Presiden Prabowo Subianto kembali menunjuk Sri Mulyani sebagai Menteri Keuangan di kabinetnya. Keputusan ini menimbulkan keraguan di kalangan ekonom mengenai kelanjutan rencana pembentukan Badan Penerimaan Negara yang sebelumnya menjadi salah satu program andalan tim Prabowo.
Ekonom Senior dari Institute for Development of Economics and Finance (INDEF), Fadhil Hasan, menyatakan bahwa terpilihnya kembali Sri Mulyani sebagai Bendahara Negara kemungkinan besar akan menggagalkan pembentukan Badan Penerimaan Negara. Padahal, banyak program Prabowo membutuhkan anggaran besar, dan badan ini dianggap sebagai salah satu cara untuk meningkatkan pendapatan negara.
Fadhil juga meragukan kemampuan Sri Mulyani dalam meningkatkan tax ratio. Selama lebih dari 10 tahun menjabat, Sri Mulyani belum berhasil menaikkan rasio pajak hingga mencapai 12%, dan saat ini rasio tersebut masih berada di angka 10%. Menurutnya, pembentukan Badan Penerimaan Negara diperlukan untuk mencapai target peningkatan tax ratio hingga 23%, namun hal ini sulit terwujud dalam kabinet saat ini yang dianggap terlalu besar.

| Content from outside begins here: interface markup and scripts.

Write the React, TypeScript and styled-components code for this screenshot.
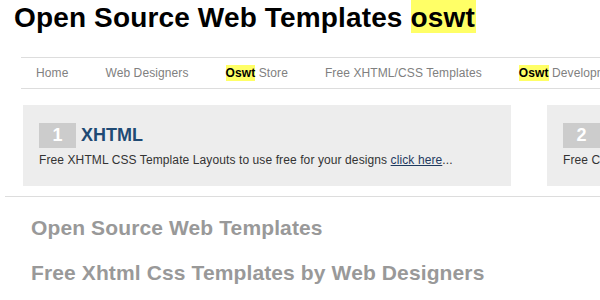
import styled, { createGlobalStyle } from 'styled-components';

const GlobalStyle = createGlobalStyle`
  html, body {
    margin: 0;
    padding: 0;
    overflow: hidden;
    background: #ffffff;
    font-family: "Liberation Sans", Arial, sans-serif;
  }
`;

const navItems = [
  { label: 'Home' },
  { label: 'Web Designers' },
  { mark: 'Oswt', label: 'Store' },
  { label: 'Free XHTML/CSS Templates' },
  { mark: 'Oswt', label: 'Development' },
  { label: 'Contact' },
];

const cards = [
  {
    num: 1,
    title: 'XHTML',
    text: 'Free XHTML CSS Template Layouts to use free for your designs',
  },
  {
    num: 2,
    title: 'CSS',
    text: 'Free CSS Templates to use free for your websites',
  },
];

const App = () => {
  return (
    <Page>
      <GlobalStyle />
      <Title>
        Open Source Web Templates <TitleMark>oswt</TitleMark>
      </Title>
      <Nav>
        {navItems.map((item) => (
          <NavItem key={item.label}>
            {item.mark && <NavMark>{item.mark}</NavMark>}
            {item.mark ? ' ' : ''}
            {item.label}
          </NavItem>
        ))}
      </Nav>
      <CardRow>
        {cards.map((card) => (
          <Card key={card.num}>
            <CardHead>
              <Num>{card.num}</Num>
              <CardTitle>{card.title}</CardTitle>
            </CardHead>
            <CardText>
              {card.text} <More href="#">click here</More>...
            </CardText>
          </Card>
        ))}
      </CardRow>
      <Rule />
      <Heading>Open Source Web Templates</Heading>
      <Heading>Free Xhtml Css Templates by Web Designers</Heading>
    </Page>
  );
};

const Page = styled.div`
  width: 1000px;
`;

const Title = styled.h1`
  margin: 0;
  padding: 2px 0 0 14px;
  font-size: 28px;
  line-height: 31px;
  letter-spacing: 0.15px;
  font-weight: bold;
  color: #000000;
  white-space: nowrap;
`;

const TitleMark = styled.span`
  background: #ffff66;
  padding: 2px 1px 0 0;
`;

const Nav = styled.ul`
  display: flex;
  margin: 24px 0 0 21px;
  padding: 0 0 0 15px;
  list-style: none;
  border-top: 1px solid #dddddd;
  border-bottom: 1px solid #dddddd;
`;

const NavItem = styled.li`
  font-size: 12px;
  line-height: 30px;
  letter-spacing: 0.1px;
  color: #808080;
  margin-right: 37px;
  white-space: nowrap;
`;

const NavMark = styled.span`
  background: #ffff66;
  color: #000000;
  font-weight: bold;
  padding: 1px 0;
`;

const CardRow = styled.div`
  display: flex;
  gap: 36px;
  margin: 16px 0 0 23px;
`;

const Card = styled.div`
  flex-shrink: 0;
  box-sizing: border-box;
  width: 488px;
  height: 81px;
  padding: 18px 16px 0;
  background: #ededed;
`;

const CardHead = styled.div`
  display: flex;
  align-items: center;
  gap: 5px;
`;

const Num = styled.span`
  width: 37px;
  height: 25px;
  line-height: 25px;
  text-align: center;
  background: #cccccc;
  color: #ffffff;
  font-size: 18px;
  font-weight: bold;
`;

const CardTitle = styled.span`
  font-size: 18px;
  font-weight: bold;
  color: #204a74;
`;

const CardText = styled.p`
  margin: 5px 0 0;
  font-size: 12px;
  line-height: 14px;
  letter-spacing: 0.1px;
  color: #333333;
  white-space: nowrap;
`;

const More = styled.a`
  color: #1f3a5f;
  text-decoration: underline;
`;

const Rule = styled.hr`
  margin: 10px 0 0 5px;
  border: 0;
  height: 1px;
  background: #dddddd;
`;

const Heading = styled.h2`
  margin: 19px 0 0 31px;
  font-size: 21px;
  line-height: 24px;
  letter-spacing: 0.12px;
  font-weight: bold;
  color: #999999;

  & + & {
    margin-top: 21px;
  }
`;

export default App;
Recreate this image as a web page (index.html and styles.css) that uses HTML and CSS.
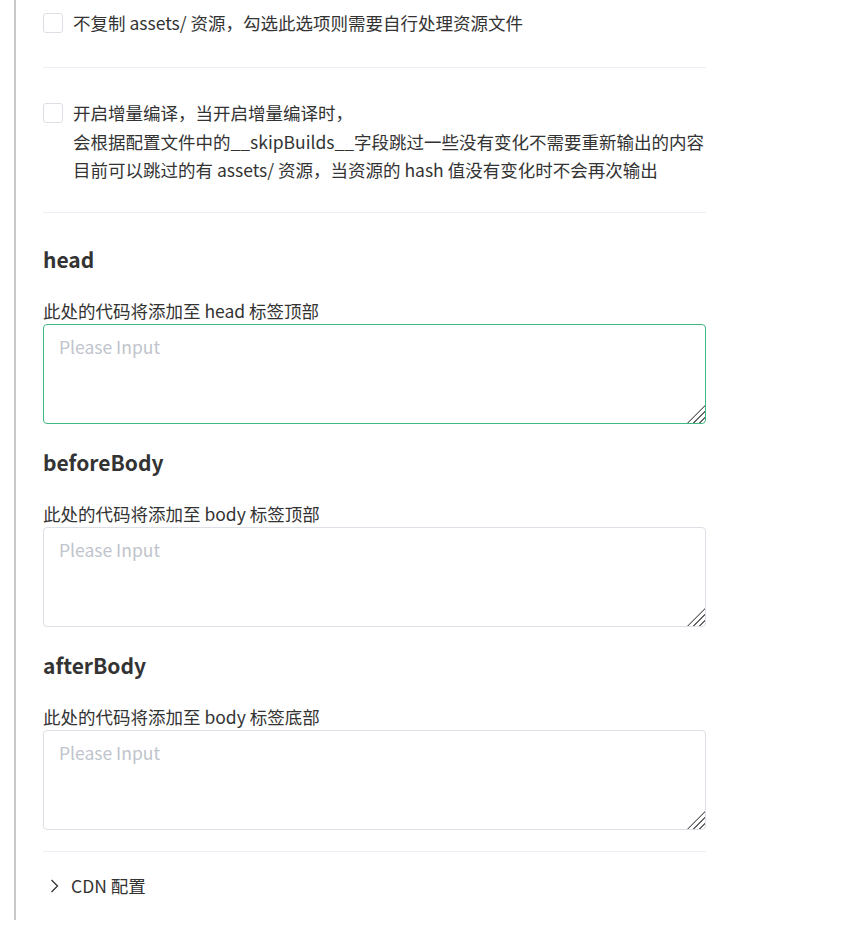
FILE: index.html
```html
<!DOCTYPE html>
<html lang="zh-CN">
<head>
    <meta charset="UTF-8">
    <meta name="viewport" content="width=device-width, initial-scale=1.0">
    <title>构建配置</title>
    <link rel="stylesheet" href="styles.css">
</head>
<body>
    <div class="page">
        <label class="check-row first">
            <span class="checkbox"></span>
            <span class="check-text">不复制 assets/ 资源，勾选此选项则需要自行处理资源文件</span>
        </label>
        <div class="divider"></div>

        <label class="check-row second">
            <span class="checkbox"></span>
            <span class="check-text">开启增量编译，当开启增量编译时，<br>会根据配置文件中的__skipBuilds__字段跳过一些没有变化不需要重新输出的内容<br>目前可以跳过的有 assets/ 资源，当资源的 hash 值没有变化时不会再次输出</span>
        </label>
        <div class="divider"></div>

        <div class="code-field first-field">
            <h3 class="field-title">head</h3>
            <div class="field-label">此处的代码将添加至 head 标签顶部</div>
            <div class="textarea-wrap">
                <textarea class="code-input focused" placeholder="Please Input"></textarea>
            </div>
        </div>

        <div class="code-field">
            <h3 class="field-title">beforeBody</h3>
            <div class="field-label">此处的代码将添加至 body 标签顶部</div>
            <div class="textarea-wrap">
                <textarea class="code-input" placeholder="Please Input"></textarea>
            </div>
        </div>

        <div class="code-field">
            <h3 class="field-title">afterBody</h3>
            <div class="field-label">此处的代码将添加至 body 标签底部</div>
            <div class="textarea-wrap">
                <textarea class="code-input" placeholder="Please Input"></textarea>
            </div>
        </div>

        <div class="divider last"></div>

        <div class="collapse-row">
            <svg class="chevron" width="10" height="14" viewBox="0 0 10 14">
                <path d="M2.5 1 L8.5 7 L2.5 13" fill="none" stroke="#333" stroke-width="1.3"/>
            </svg>
            <span>CDN 配置</span>
        </div>
    </div>
</body>
</html>
```

FILE: styles.css
```css
body {
    margin: 0;
    font-family: "Noto Sans CJK SC", "Noto Sans", sans-serif;
    font-size: 17.5px;
    color: #333;
    background: #fff;
}

.page {
    margin-left: 14px;
    width: 663px;
    border-left: 2px solid #c8c8c8;
    padding: 9px 0 20px 27px;
}

.check-row {
    display: flex;
    align-items: flex-start;
    gap: 10px;
    line-height: 28.5px;
    padding: 31px 0 27.5px;
}

.check-row.first {
    padding-top: 0;
    padding-bottom: 29.5px;
}

.checkbox {
    flex: none;
    width: 18px;
    height: 18px;
    margin-top: 4px;
    border: 1px solid #dcdfe6;
    border-radius: 3px;
    background: #fff;
}

.check-text {
    white-space: nowrap;
}

.divider {
    height: 1px;
    background: #ebeef5;
}

.divider.last {
    margin-top: 21px;
}

.code-field {
    margin-top: 24px;
}

.code-field.first-field {
    margin-top: 32px;
}

.field-title {
    margin: 0;
    font-size: 21px;
    line-height: 28px;
    font-weight: bold;
}

.field-label {
    margin-top: 25px;
    line-height: 26px;
}

.textarea-wrap {
    position: relative;
}

.textarea-wrap::after {
    content: '';
    position: absolute;
    right: 1px;
    bottom: 1px;
    width: 18px;
    height: 18px;
    background: repeating-linear-gradient(135deg, transparent 0 3px, #666 3px 4.5px);
    clip-path: polygon(100% 0, 100% 100%, 0 100%);
    pointer-events: none;
}

.code-input {
    display: block;
    box-sizing: border-box;
    width: 100%;
    height: 100px;
    margin: 0;
    padding: 8px 15px;
    font-family: inherit;
    font-size: 17.5px;
    line-height: 28px;
    color: #333;
    border: 1px solid #dcdfe6;
    border-radius: 4px;
    resize: none;
    outline: none;
}

.code-input.focused {
    border-color: #42b983;
}

.code-input::placeholder {
    color: #c0c4cc;
}

.collapse-row {
    display: flex;
    align-items: center;
    gap: 12px;
    margin-top: 20px;
    padding-left: 6px;
    line-height: 28px;
}

.chevron {
    flex: none;
}
```
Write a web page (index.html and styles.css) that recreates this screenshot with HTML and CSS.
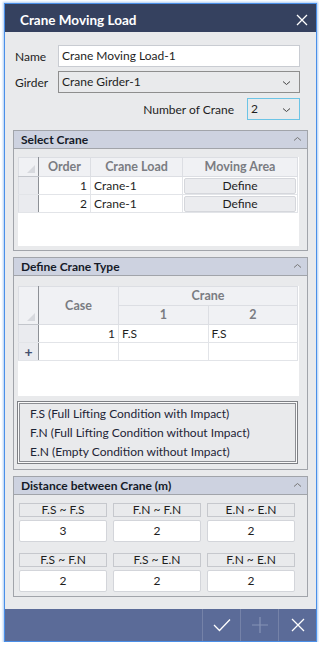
FILE: index.html
```html
<!DOCTYPE html>
<html lang="en">
<head>
    <meta charset="UTF-8">
    <meta name="viewport" content="width=device-width, initial-scale=1.0">
    <title>Crane Moving Load</title>
    <link rel="stylesheet" href="styles.css">
</head>
<body>
    <div class="window">
        <div class="titlebar">
            <span class="title">Crane Moving Load</span>
            <svg class="close" width="12" height="12" viewBox="0 0 12 12"><path d="M1 1L11 11M11 1L1 11" stroke="#fff" stroke-width="1.3"/></svg>
        </div>

        <div class="content">
            <div class="form-row">
                <label>Name</label>
                <div class="field">Crane Moving Load-1</div>
            </div>
            <div class="form-row">
                <label>Girder</label>
                <div class="field select">Crane Girder-1
                    <svg class="chev" width="9" height="6" viewBox="0 0 9 6"><path d="M1 1.5L4.5 4.5L8 1.5" fill="none" stroke="#444" stroke-width="1"/></svg>
                </div>
            </div>
            <div class="form-row count-row">
                <label>Number of Crane</label>
                <div class="field select focused">2
                    <svg class="chev" width="9" height="6" viewBox="0 0 9 6"><path d="M1 1.5L4.5 4.5L8 1.5" fill="none" stroke="#444" stroke-width="1"/></svg>
                </div>
            </div>

            <!-- Select Crane -->
            <section class="panel">
                <div class="panel-head">Select Crane
                    <svg class="up" width="9" height="6" viewBox="0 0 9 6"><path d="M1 4.5L4.5 1.5L8 4.5" fill="none" stroke="#777" stroke-width="1"/></svg>
                </div>
                <div class="panel-body body-select">
                    <div class="grid grid-select">
                        <table>
                            <tr class="hdr">
                                <th class="corner"><span class="tri"></span></th>
                                <th class="c-order">Order</th>
                                <th class="c-load">Crane Load</th>
                                <th>Moving Area</th>
                            </tr>
                            <tr>
                                <td class="rh"></td>
                                <td class="num">1</td>
                                <td>Crane-1</td>
                                <td class="btn-cell"><span class="btn">Define</span></td>
                            </tr>
                            <tr>
                                <td class="rh"></td>
                                <td class="num">2</td>
                                <td>Crane-1</td>
                                <td class="btn-cell"><span class="btn">Define</span></td>
                            </tr>
                        </table>
                    </div>
                </div>
            </section>

            <!-- Define Crane Type -->
            <section class="panel">
                <div class="panel-head">Define Crane Type
                    <svg class="up" width="9" height="6" viewBox="0 0 9 6"><path d="M1 4.5L4.5 1.5L8 4.5" fill="none" stroke="#777" stroke-width="1"/></svg>
                </div>
                <div class="panel-body body-type">
                    <div class="grid grid-type">
                        <table>
                            <tr class="hdr">
                                <th class="corner" rowspan="2"><span class="tri"></span></th>
                                <th class="c-case" rowspan="2">Case</th>
                                <th colspan="2">Crane</th>
                            </tr>
                            <tr class="hdr">
                                <th class="c-crane">1</th>
                                <th>2</th>
                            </tr>
                            <tr>
                                <td class="rh"></td>
                                <td class="num">1</td>
                                <td>F.S</td>
                                <td>F.S</td>
                            </tr>
                            <tr class="new-row">
                                <td class="rh plus">+</td>
                                <td></td>
                                <td></td>
                                <td></td>
                            </tr>
                        </table>
                    </div>
                    <div class="legend">
                        <div class="legend-inner">
                            <p>F.S (Full Lifting Condition with Impact)</p>
                            <p>F.N (Full Lifting Condition without Impact)</p>
                            <p>E.N (Empty Condition without Impact)</p>
                        </div>
                    </div>
                </div>
            </section>

            <!-- Distance between Crane -->
            <section class="panel">
                <div class="panel-head">Distance between Crane (m)
                    <svg class="up" width="9" height="6" viewBox="0 0 9 6"><path d="M1 4.5L4.5 1.5L8 4.5" fill="none" stroke="#777" stroke-width="1"/></svg>
                </div>
                <div class="panel-body dist">
                    <div class="dist-grid">
                        <div class="dist-label">F.S ~ F.S</div>
                        <div class="dist-label">F.N ~ F.N</div>
                        <div class="dist-label">E.N ~ E.N</div>
                        <div class="dist-value">3</div>
                        <div class="dist-value">2</div>
                        <div class="dist-value">2</div>
                    </div>
                    <div class="dist-grid">
                        <div class="dist-label">F.S ~ F.N</div>
                        <div class="dist-label">F.S ~ E.N</div>
                        <div class="dist-label">F.N ~ E.N</div>
                        <div class="dist-value">2</div>
                        <div class="dist-value">2</div>
                        <div class="dist-value">2</div>
                    </div>
                </div>
            </section>
        </div>

        <div class="footer">
            <button class="fbtn">
                <svg width="18" height="14" viewBox="0 0 18 14"><path d="M1 7L6.5 12.5L17 1.5" fill="none" stroke="#fff" stroke-width="1.3"/></svg>
            </button>
            <button class="fbtn">
                <svg width="16" height="16" viewBox="0 0 16 16"><path d="M8 0V16M0 8H16" stroke="#8693b6" stroke-width="1.2"/></svg>
            </button>
            <button class="fbtn">
                <svg width="14" height="14" viewBox="0 0 14 14"><path d="M1 1L13 13M13 1L1 13" stroke="#fff" stroke-width="1.3"/></svg>
            </button>
        </div>
    </div>
</body>
</html>
```

FILE: styles.css
```css
body {
    margin: 0;
    padding: 0;
    background-color: #fff;
    font-family: Lato, "Open Sans", sans-serif;
    font-size: 12px;
    color: #1e1e1e;
}
.window {
    margin: 3px 0 0 4px;
    width: 311px;
    height: 637px;
    border: 1px solid #4a8fe8;
    box-shadow: 0 0 2px 1px #aecdf5;
    background-color: #e9eaec;
    display: flex;
    flex-direction: column;
}
.titlebar {
    flex-shrink: 0;
    height: 28px;
    box-sizing: border-box;
    background-color: #35415f;
    color: #fff;
    display: flex;
    align-items: center;
    justify-content: space-between;
    padding: 3px 8px 0 15px;
}
.title {
    font-weight: bold;
    font-size: 13.5px;
}
.content {
    flex: 1;
    min-height: 0;
    padding: 13px 8px 0 8px;
}
.form-row {
    display: flex;
    align-items: center;
    margin-bottom: 4px;
    padding-left: 2px;
    padding-right: 8px;
}
.form-row label {
    width: 43px;
}
.field {
    flex: 1;
    height: 20px;
    line-height: 20px;
    background-color: #fff;
    border: 1px solid #c9ccd2;
    padding: 0 3px;
    position: relative;
}
.select {
    background-color: #e9eaec;
    border-color: #8e8e8e;
}
.chev {
    position: absolute;
    right: 8px;
    top: 8px;
}
.count-row {
    justify-content: flex-end;
    margin-top: 5px;
    margin-bottom: 10px;
}
.count-row label {
    width: auto;
    margin-right: 13px;
}
.count-row .field {
    flex: 0 0 auto;
    width: 48px;
    padding: 0 0 0 3px;
}
.focused {
    border-color: #6cc4e6;
}
.panel {
    border: 1px solid #a1a4aa;
    margin-bottom: 6px;
}
.panel-head {
    height: 17px;
    line-height: 17px;
    background-color: #cdd2e0;
    border-bottom: 1px solid #a1a4aa;
    font-weight: bold;
    padding-left: 7px;
    position: relative;
    color: #151a28;
}
.up {
    position: absolute;
    right: 5px;
    top: 5px;
}
.panel-body {
    padding: 8px 8px 4px 4px;
}
.body-type {
    padding-top: 10px;
    padding-bottom: 5px;
}
.grid {
    background-color: #fff;
}
.grid-select {
    height: 89px;
}
.grid-type {
    height: 110px;
}
table {
    border-collapse: collapse;
    width: 280px;
    table-layout: fixed;
}
th {
    height: 18px;
    line-height: 16px;
    background-color: #f0f1f4;
    border: 1px solid #dcdee3;
    color: #7a7c82;
    font-weight: bold;
    font-size: 12.5px;
    padding: 0;
}
td {
    height: 17px;
    line-height: 15px;
    border: 1px solid #e2e4e8;
    padding: 0 3px;
    white-space: nowrap;
}
.corner {
    width: 19px;
    position: relative;
    border-right: 1px solid #8d9096;
    border-bottom: 1px solid #c2c5cb;
}
.tri {
    position: absolute;
    right: 3px;
    bottom: 3px;
    width: 0;
    height: 0;
    border-left: 8px solid transparent;
    border-bottom: 8px solid #d7d9de;
}
.c-order {
    width: 51px;
}
.c-load {
    width: 91px;
}
.rh {
    background-color: #eaebef;
    border-right: 1px solid #8d9096;
    border-left: 1px solid #dcdee3;
}
.num {
    text-align: right;
}
.btn-cell {
    padding: 0 1px;
}
.btn {
    display: block;
    height: 14px;
    line-height: 14px;
    background-color: #ebecef;
    border: 1px solid #d5d7dc;
    border-radius: 2px;
    text-align: center;
}
.c-case {
    width: 79px;
}
.c-crane {
    width: 90px;
}
.plus {
    color: #44506e;
    font-weight: bold;
    font-size: 14px;
    text-align: center;
}
.legend {
    margin-top: 5px;
    border: 1px solid #7d7f84;
    padding: 1px;
    background-color: #fafafa;
    margin-right: 1px;
    margin-left: -1px;
}
.legend-inner {
    border: 1px solid #8c8e93;
    background-color: #e9eaec;
    padding: 0 0 0 10px;
}
.legend-inner p {
    margin: 0;
    height: 19px;
    line-height: 19px;
    color: #1d2436;
}
.dist {
    padding: 8px 12px 4px 5px;
}
.dist-grid {
    display: grid;
    grid-template-columns: repeat(3, 1fr);
    column-gap: 6px;
    row-gap: 3px;
    margin-bottom: 11px;
}
.dist-grid:last-child {
    margin-bottom: 0;
}
.dist-label {
    height: 12px;
    line-height: 12px;
    text-align: center;
    background-color: #e9eaec;
    border: 1px solid #c6c8cd;
}
.dist-value {
    height: 20px;
    line-height: 20px;
    text-align: center;
    background-color: #fff;
    border: 1px solid #d3d5da;
    border-radius: 2px;
}
.footer {
    flex-shrink: 0;
    height: 32px;
    background-color: #5b6b98;
    display: flex;
    justify-content: flex-end;
}
.fbtn {
    width: 38px;
    height: 32px;
    border: 0;
    border-left: 1px solid #7582a8;
    background: transparent;
    padding: 0;
    display: flex;
    align-items: center;
    justify-content: center;
}
```
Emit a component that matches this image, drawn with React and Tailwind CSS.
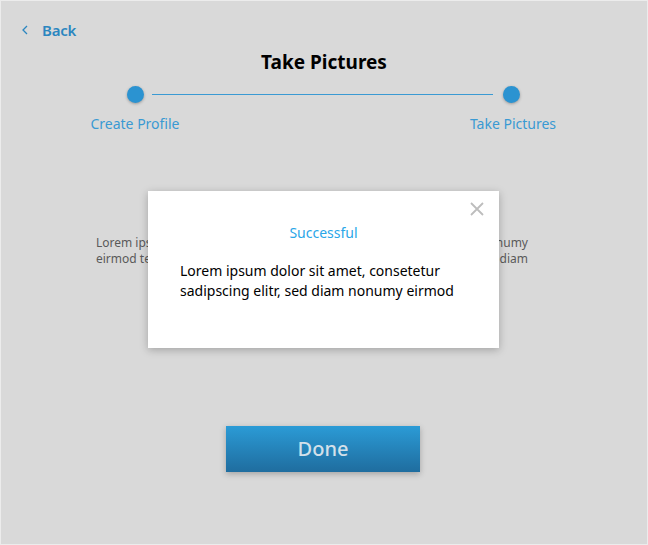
export default function App() {
  return (
    <div
      className="relative w-[648px] h-[545px] bg-[#d9d9d9] border border-[#ececec] overflow-hidden"
      style={{ fontFamily: '"Noto Sans", "Open Sans", sans-serif' }}
    >
      <div className="flex items-center gap-[14px] pl-[21px] pt-[18px] text-[#2b86c0]">
        <svg width="6" height="10" viewBox="0 0 6 10" fill="none" stroke="currentColor" strokeWidth="1.3">
          <path d="M5 1L1 5L5 9" />
        </svg>
        <span className="text-[15px] font-semibold tracking-[-0.2px]">Back</span>
      </div>

      <h1 className="mt-[7px] text-center text-[19px] font-bold text-black leading-[26px]">Take Pictures</h1>

      <div className="mt-[11px] flex items-start justify-between px-[89px]">
        <div className="flex flex-col items-center w-[90px]">
          <div className="w-[17px] h-[17px] rounded-full bg-[#2b93d1] shadow-[0_1px_3px_rgba(0,0,0,0.3)]" />
          <span className="mt-[10px] text-[14px] text-[#3a9ad3] whitespace-nowrap">Create Profile</span>
        </div>
        <div className="flex-1 mt-[8px] h-px bg-[#3a9ad3] ml-[-28px] mr-[-25px]" />
        <div className="flex flex-col items-center w-[90px]">
          <div className="w-[17px] h-[17px] rounded-full bg-[#2b93d1] shadow-[0_1px_3px_rgba(0,0,0,0.3)] -translate-x-[2px]" />
          <span className="mt-[10px] text-[14px] text-[#3a9ad3] whitespace-nowrap">Take Pictures</span>
        </div>
      </div>

      <div className="mt-[101px] flex justify-between pl-[95px] pr-[119px] text-[12px] leading-[16px] text-[#5a5a5a]">
        <p className="w-[180px]">Lorem ipsum dolor sit amet, eirmod tempor invidunt</p>
        <p className="w-[180px] text-right">sed diam eirmod nonumy tempor sed diam</p>
      </div>

      <div className="mt-[159px] flex justify-center pr-[2px]">
        <button className="w-[194px] h-[46px] bg-gradient-to-b from-[#2b9bd6] to-[#1f6d9f] text-[#d3e0ea] text-[20px] font-medium shadow-[0_2px_6px_rgba(0,0,0,0.25)]">
          Done
        </button>
      </div>

      <div className="absolute left-[147px] top-[190px] w-[351px] h-[157px] bg-white shadow-[0_2px_8px_rgba(0,0,0,0.25)]">
        <button className="absolute right-[14px] top-[10px] text-[#bdbdbd]">
          <svg width="16" height="16" viewBox="0 0 16 16" stroke="currentColor" strokeWidth="1.8">
            <path d="M2 2L14 14M14 2L2 14" />
          </svg>
        </button>
        <p className="pt-[31px] text-center text-[14px] text-[#2aa6e8]">Successful</p>
        <p className="mt-[18px] pl-[32px] pr-[20px] text-[14px] leading-[20px] text-black">
          Lorem ipsum dolor sit amet, consetetur sadipscing elitr, sed diam nonumy eirmod
        </p>
      </div>
    </div>
  );
}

Senada dengan Fadhil, Ekonom Senior INDEF Nawir Messi menyoroti penurunan rasio pajak dalam beberapa tahun terakhir dan mengaitkannya dengan melemahnya kelas menengah yang menjadi pilar ekonomi. Ia juga menyoroti peran Wakil Menteri Keuangan (Wamen) yang diberi tanggung jawab mengurus penerimaan negara, dan menunggu gebrakan mereka dalam 6 hingga 12 bulan ke depan.
Nawir meragukan apakah Wakil Menteri yang ditunjuk memiliki kemampuan yang memadai untuk menghadapi isu penerimaan negara, terutama dalam sistem perpajakan. Ia menekankan bahwa orang yang ditugaskan mengurus penerimaan negara harus tegas dan berani agar mampu memperbaiki rasio pajak.
Sementara itu, Wakil Menteri Keuangan Thomas Djiwandono menyatakan bahwa Menteri Keuangan Sri Mulyani akan memberikan penjelasan lebih lanjut mengenai kelanjutan rencana pembentukan Badan Penerimaan Negara. Sebelumnya, Sri Mulyani didampingi oleh tiga Wakil Menteri, yaitu Thomas Djiwandono, Suahasil Nazara, dan Anggito Abimanyu, dengan kemungkinan pembagian tugas terkait urusan penerimaan negara di antara mereka. Namun, Thomas belum bersedia memberikan detail mengenai pembagian tugas tersebut.